Strategic Pivot: From Unit Volume to Yield Management
The obsession with a 350,000-unit target is a relic of 20th-century industrial thinking. In a volatile, high-interest-rate environment, the superior strategy is Yield Management—optimizing the profit per unit rather than the absolute number of units moved.
- Selective De-stocking: Rather than pushing for a 350k goal, the organization should reduce production of low-margin, high-inventory EV trims. This restores scarcity and stabilizes residual values.
- Hybrid as a Bridge: The market has clearly signaled a preference for Plug-in Hybrids (PHEVs) as a transitional technology. Increasing the PHEV mix within the 350k target allows the brand to meet volume goals while bypassing the "range anxiety" hurdle that is stalling BEV growth.
- Software-as-a-Service (SaaS) Integration: By moving certain luxury features (e.g., rear-axle steering or advanced driver assistance) to a subscription model, Mercedes can lower the initial purchase price—meeting the volume goal—while recouping the margin over the vehicle's lifecycle.
The primary risk to this strategy is the "Sunk Cost Fallacy" regarding EV R&D. Having invested billions into the EQ platform, there is immense internal pressure to justify that spend through high volume. However, market forces are indifferent to R&D expenditures. If the consumer demand for pure BEVs at a 350k-unit scale does not exist at current price points, forcing that volume will result in a net loss of enterprise value.

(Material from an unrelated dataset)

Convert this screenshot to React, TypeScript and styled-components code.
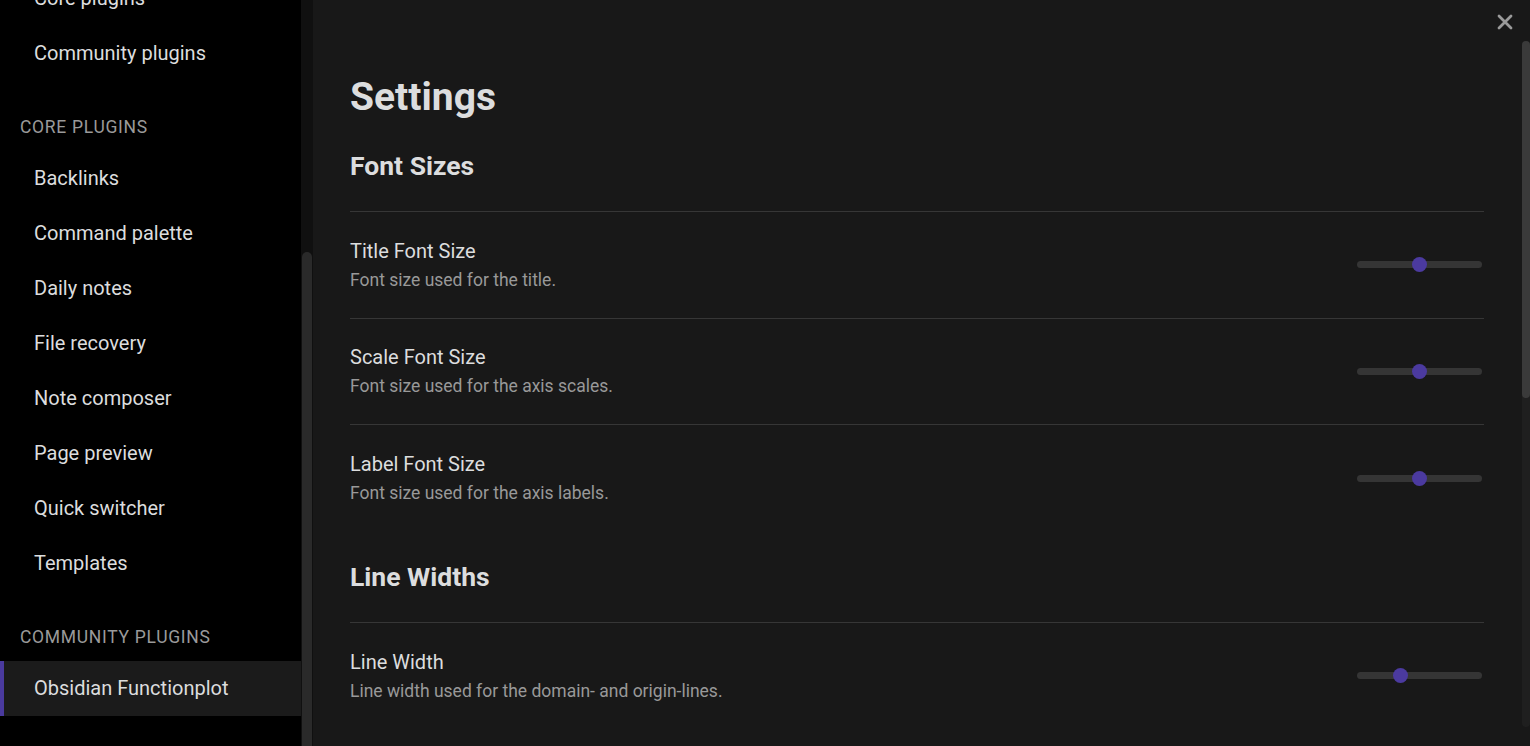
import React from "react";
import styled, { createGlobalStyle } from "styled-components";

const Global = createGlobalStyle`
  html, body { margin: 0; padding: 0; background: #181818; }
  body { font-family: Roboto, "Noto Sans", "Liberation Sans", sans-serif; overflow: hidden; }
  * { box-sizing: border-box; }
`;

const Page = styled.div`
  display: flex;
  width: 1530px;
  height: 746px;
  overflow: hidden;
  position: relative;
  background: #181818;
`;

const Sidebar = styled.nav`
  display: flex;
  width: 313px;
  flex-shrink: 0;
  height: 746px;
`;

const SideList = styled.div`
  width: 301px;
  background: #000;
  display: flex;
  flex-direction: column;
  margin-top: -29px;
`;

const SideItem = styled.div<{ $active?: boolean }>`
  height: 55px;
  display: flex;
  align-items: center;
  padding-left: ${(p) => (p.$active ? "30px" : "34px")};
  padding-bottom: 1px;
  font-size: 20px;
  color: #dcddde;
  background: ${(p) => (p.$active ? "#1b1b1b" : "transparent")};
  border-left: ${(p) => (p.$active ? "4px solid #4a3a9e" : "none")};
`;

const SideHeader = styled.div`
  padding: 36px 0 0 20px;
  height: 70px;
  font-size: 17.5px;
  line-height: 20px;
  letter-spacing: 0.04em;
  color: #9a9a9a;
  text-transform: uppercase;
`;

const SideScroll = styled.div`
  width: 12px;
  background: #101010;
  display: flex;
  flex-direction: column;
  padding: 252px 1px 0 1px;
`;

const SideThumb = styled.div`
  flex: 1;
  background: #2a2a2a;
  border-radius: 6px 6px 0 0;
`;

const Main = styled.main`
  flex: 1;
  display: flex;
  height: 746px;
`;

const Content = styled.div`
  flex: 1;
  padding: 74px 38px 0 37px;
  display: flex;
  flex-direction: column;
`;

const Title = styled.h1`
  margin: 0;
  font-size: 39px;
  line-height: 47px;
  font-weight: 700;
  color: #dcddde;
`;

const SectionHeading = styled.h2`
  margin: 0;
  padding: 28px 0 28px;
  font-size: 26.5px;
  line-height: 34px;
  font-weight: 700;
  color: #dcddde;
  border-bottom: 1px solid #363636;
`;

const Row = styled.div<{ $last?: boolean }>`
  display: flex;
  align-items: center;
  height: 106.5px;
  padding-bottom: 1px;
  border-bottom: ${(p) => (p.$last ? "none" : "1px solid #363636")};
`;

const Info = styled.div`
  flex: 1;
  display: flex;
  flex-direction: column;
  gap: 5px;
`;

const Name = styled.div`
  font-size: 20px;
  line-height: 26px;
  color: #dcddde;
`;

const Desc = styled.div`
  font-size: 17.5px;
  line-height: 22px;
  color: #999;
`;

const Slider = styled.div`
  position: relative;
  width: 125px;
  height: 7px;
  border-radius: 4px;
  background: #353535;
  margin-right: 2px;
  margin-top: 1px;
`;

const Thumb = styled.div`
  position: absolute;
  top: 50%;
  width: 15px;
  height: 15px;
  margin-left: -7.5px;
  margin-top: -7.5px;
  border-radius: 50%;
  background: #4b3a9f;
`;

const Scroll = styled.div`
  width: 8px;
  margin: 41px 0 19px;
  background: #1f1f1f;
  border-radius: 4px;
  display: flex;
  flex-direction: column;
`;

const ScrollThumb = styled.div`
  height: 357px;
  background: #3a3a3a;
  border-radius: 4px;
`;

const Close = styled.div`
  position: absolute;
  top: 13px;
  right: 16px;
  width: 18px;
  height: 18px;
  color: #9a9a9a;
  display: flex;
`;

const sideTop = ["Core plugins", "Community plugins"];
const core = [
  "Backlinks",
  "Command palette",
  "Daily notes",
  "File recovery",
  "Note composer",
  "Page preview",
  "Quick switcher",
  "Templates",
];

type Setting = { name: string; desc: string; pos: number };

const fontSettings: Setting[] = [
  { name: "Title Font Size", desc: "Font size used for the title.", pos: 62 },
  { name: "Scale Font Size", desc: "Font size used for the axis scales.", pos: 62 },
  { name: "Label Font Size", desc: "Font size used for the axis labels.", pos: 62 },
];

const lineSettings: Setting[] = [
  { name: "Line Width", desc: "Line width used for the domain- and origin-lines.", pos: 43 },
];

function SettingRow({ s, last }: { s: Setting; last?: boolean }) {
  return (
    <Row $last={last}>
      <Info>
        <Name>{s.name}</Name>
        <Desc>{s.desc}</Desc>
      </Info>
      <Slider>
        <Thumb style={{ left: `${s.pos}px` }} />
      </Slider>
    </Row>
  );
}

export default function App() {
  return (
    <>
      <Global />
      <Page>
        <Sidebar>
          <SideList>
            {sideTop.map((t) => (
              <SideItem key={t}>{t}</SideItem>
            ))}
            <SideHeader>Core plugins</SideHeader>
            {core.map((t) => (
              <SideItem key={t}>{t}</SideItem>
            ))}
            <SideHeader>Community plugins</SideHeader>
            <SideItem $active>Obsidian Functionplot</SideItem>
          </SideList>
          <SideScroll>
            <SideThumb />
          </SideScroll>
        </Sidebar>
        <Main>
          <Content>
            <Title>Settings</Title>
            <SectionHeading>Font Sizes</SectionHeading>
            {fontSettings.map((s, i) => (
              <SettingRow key={s.name} s={s} last={i === fontSettings.length - 1} />
            ))}
            <SectionHeading>Line Widths</SectionHeading>
            {lineSettings.map((s, i) => (
              <SettingRow key={s.name} s={s} last={i === lineSettings.length - 1} />
            ))}
          </Content>
          <Scroll>
            <ScrollThumb />
          </Scroll>
        </Main>
        <Close>
          <svg width="18" height="18" viewBox="0 0 18 18" fill="none" stroke="currentColor" strokeWidth="2.8" strokeLinecap="round">
            <path d="M3 3L15 15M15 3L3 15" />
          </svg>
        </Close>
      </Page>
    </>
  );
}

The tactical move for the remainder of the fiscal year is to decouple executive compensation from raw unit targets and re-attach it to Transaction Price Integrity. By prioritizing the quality of the sale over the quantity of the delivery, the brand can weather the current cyclical downturn without compromising its structural advantage as the world's preeminent luxury automaker. High-volume targets are a vanity metric if they are achieved through the liquidation of brand equity.